Among those listening in on the July 25th call was Tim Morrison, who had taken over as the NSC's Senior Director for European Affairs at the NSC only days before, but had been briefed by his predecessor, Fiona Hill, about the irregular second channel that was operating in parallel to the official one.

Like Col. Vindman and Ms. Williams from whom the committee heard this morning, Morrison emerged from the call troubled. He. was concerned enough about what he heard on the July 25 call, that he went to see the NSC legal advisor soon after it had ended. Col. Vindman's fear was that the President had broken the law, but Morrison said his concern was that the call could be damaging if it were leaked. Soon after this discussion with lawyers at the NSC, the call record was hidden away on a secure server used to store highly classified intelligence, where it remained until late September when the call record was publicly released.

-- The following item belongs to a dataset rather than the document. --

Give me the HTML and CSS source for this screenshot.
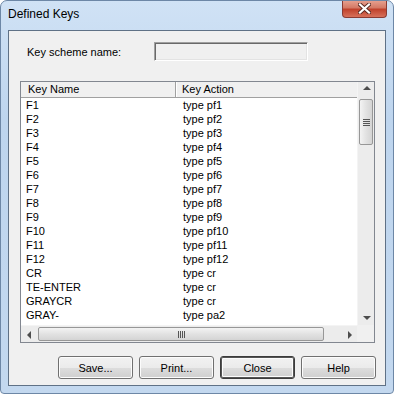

Following the July 25th call, Volker worked with Sondland and the Ukrainian president's close advisor Yermak on a statement that would satisfy Giuliani. When Yermak sent over a draft that still failed to include the specific words Burisma and 2016, Giuliani said the statement would lack credibility. Volker then added both Burisma and 2016 to the draft statement.

Both Volker and Morrison were, by late July, aware that the security assistance had been cut off at the direction of the President and acting White House Chief of Staff Mick Mulvaney.

As the Ukrainians became aware of the suspension of security assistance and the negotiations over the scheduling of a White House meeting between Trump and Zelensky dragged on, the pressure increased and any pretense that there was no linkage soon dropped away.

Morrison accompanied Vice-President Pence to Warsaw on September 1, where Pence and Zelensky met and Zelensky raised the suspended security assistance. Following that meeting, Sondland approached Yermak to tell him that he believed that what could help them move the aid was if the [Ukrainian] prosecutor general would go to the mike and announce that he was opening the Burisma investigation.

On September 7, Ambassador Sondland had a telephone call with Trump and asked him what he wanted from Ukraine. According to Morrison, who spoke with Sondland after the call, Trump insisted that that there was no quid pro quo, but President Zelensky must personally announce the opening of the investigations and he should want to do it. Sondland also said that, if President Zelensky didn't agree to make a public statement about the investigations, the U.S. and Ukraine would be at a stalemate--meaning, it would not receive the much-needed security assistance.

Morrison had "a sinking feeling" after the call as he realized that the ask was now being directed at Zelensky himself and not the Prosecutor General as Sondland had relayed to a senior Ukrainian aide in Warsaw on September 1. While Trump claimed there was no quid pro quo, his insistence that Zelensky himself publicly announce the investigations or they would be at a stalemate, made clear that at least two official acts -- a White House meeting and $400 million in military aid -- were conditioned on receipt of what Trump wanted, the investigations to help his campaign.

The efforts to secure the investigations would continue for several more days, but appear to have abruptly ended soon after three Committees of Congress announced an investigation into the Trump-Giuliani Ukraine scheme. Only then, would the aid be released.